I don't currently have a Windows hacking environment set up, so I can't debug this easily myself. The bug is presumably caused by some difference in behavior between WinSock and the unix sockets API in how you check the success of an async connect(), in which case it would be something in soup_socket_connect_async(), socket_connect_internal(), or connect_watch() (all in soup-socket.c). Tor: IIRC, evolution mostly only uses synchronous connections, so it's possible that async has always been broken on Windows and we just never noticed. Or I may have broken it when I rearranged the code for 2.4.
I will look into this soonish. (Fwiw, in GLib 2.18, you will be able to use GLib's GIO functionality to download files from http also on Windows, without using libsoup. (It uses Microsoft's WinHttp API.) That code is quite new, though, and no asynchronous stuff is yet implemented on Windows.)
Forgot to point out, that it might well be that as long as this bug gets fixed, libsoup will still be a better choice for your needs than using the WinHttp-based code in GLib, of course.
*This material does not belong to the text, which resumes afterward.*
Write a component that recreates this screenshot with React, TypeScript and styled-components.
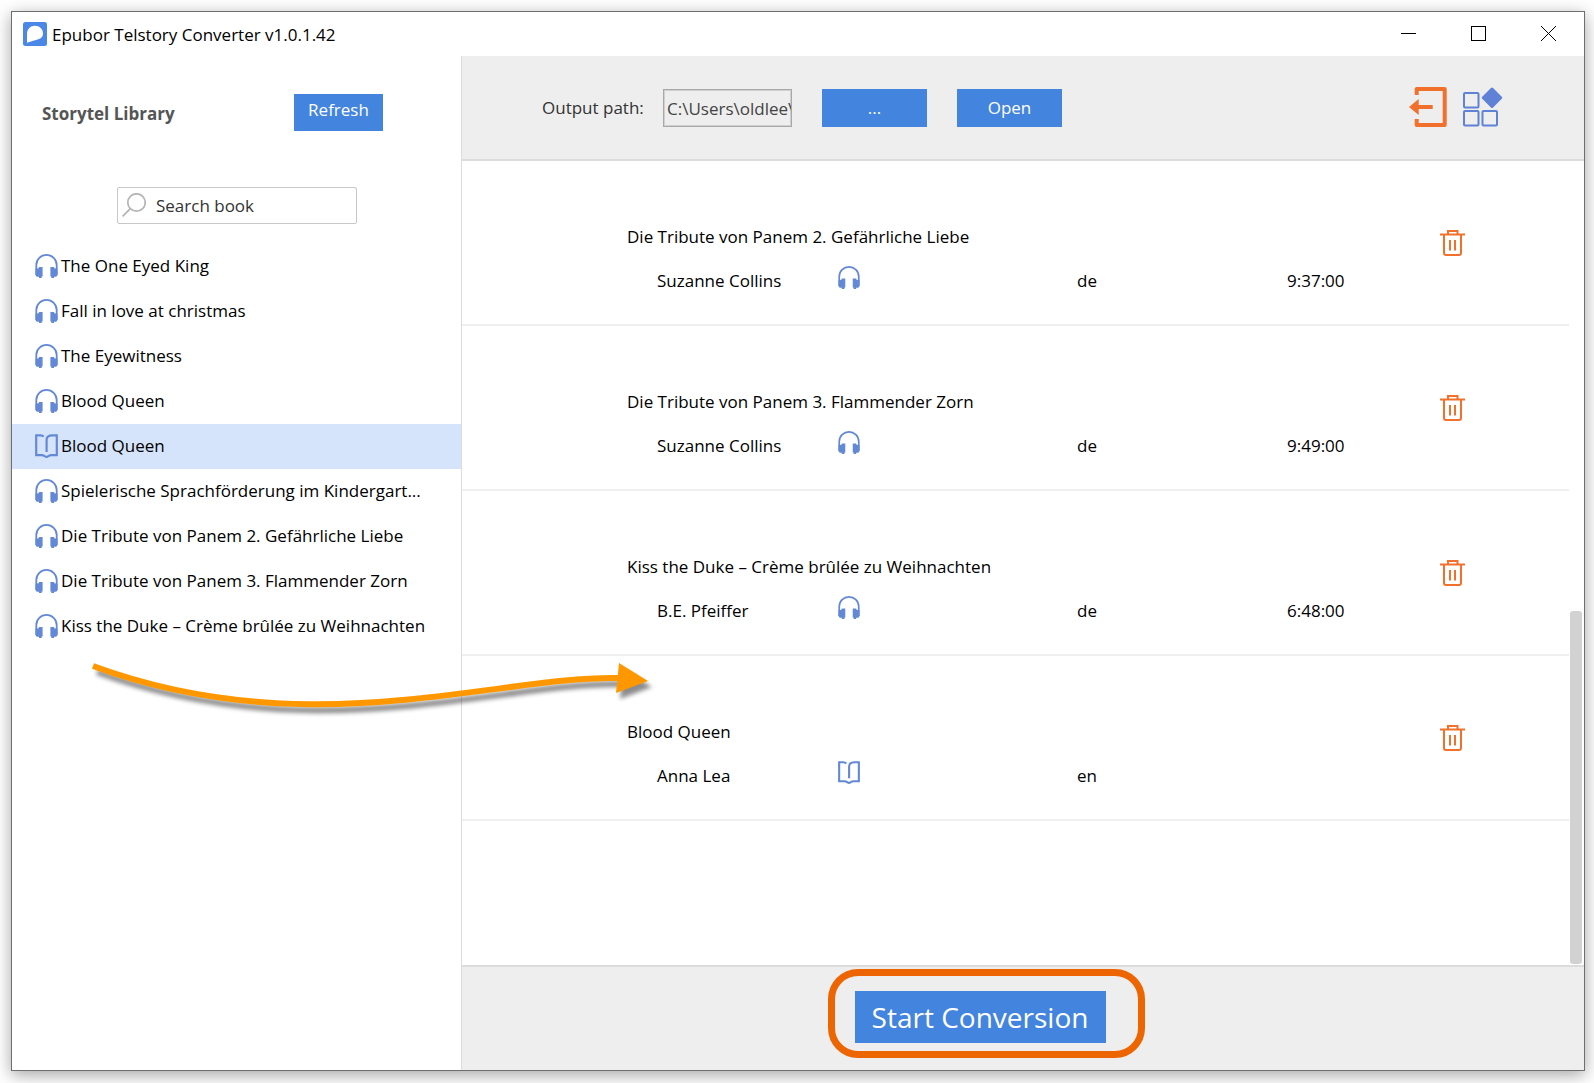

Created attachment 116915 [details] [review] Suggested patch This patch to GLib seems to fix the issue. There aren't really that many simple test programs that could be used to verify that it doesn't break anything else. But at least it doesn't break the test case from Yu Kuan on the gtk-devel-list in May, which was what last caused some changes to the code in giowin32.c... What the patch does is to add one more state variable to the GIOChannel data for sockets to tell whether Windows has ever signalled the socket to be writable. If not, then the behaviour in the prepare method is different, the event for the channel is not set automatically. Another way to fix this bug was to handle WSAENOTCONN errors like WSAEWOULDBLOCK in the socket write method. That had the side-effect that the code effectively busy polled for writing, though. The write method was called repeatedly until the connect() succeeded. Not good. The root reason why a problem like this exist is that sockets are created and manipulated out of GLib's control, and the GLib code can't know all it really would need to know about their state. When creating a watch for a socket, the code doesn't even know if the socket has been connected yet, or whether the calling code has itself set the ocket in non-blocking mode and a connect() is pending when the watch is created, as in this bug's case. It would be ideal if some new API like GNet or whatever was incorporated into GLib, so that GLib for such "internally created" sockets could know for sure *everything* that is done to them. I think somebody is working on that, even. Maybe in GLib 2.20 then.
so should this bug be moved from libsoup to glib? > It would be ideal if some new API like GNet or whatever was > incorporated into GLib, so that GLib for such "internally created" sockets > could know for sure *everything* that is done to them. I think somebody is > working on that, even. Maybe in GLib 2.20 then. Not sure how actively it's being worked on, but the tracking bug is bug 515973.
Moving to glib and resolving, patch committed to trunk: 2008-08-20 Tor Lillqvist <tml@novell.com> Bug 324234 - Using g_io_add_watch_full() to wait for connect() to return on a non-blocking socket returns prematurely Bug 548278 - Async GETs connections are always terminated unexpectedly on Windows * glib/giowin32.c: Add one more state variable to the GIOWin32Channel struct, ever_writable. Initialise it to FALSE, set to TRUE when the WSAEventSelect() indicates FD_WRITE, and never reset to FALSE. Don't do the WSASetEvent() in g_io_win32_prepare() unless ever_writable is TRUE. Don't automatically indicate G_IO_OUT in g_io_win32_check() unless ever_writable is TRUE. This fixes the behaviour of the test case program in bug #548278, and the "Testcase for the spurious OUT event bug" in bug #324234. It also doesn't seem to break anything. Not that there is any exhaustive test suite... Add a comment with a list of bugs that are related to the code in this file.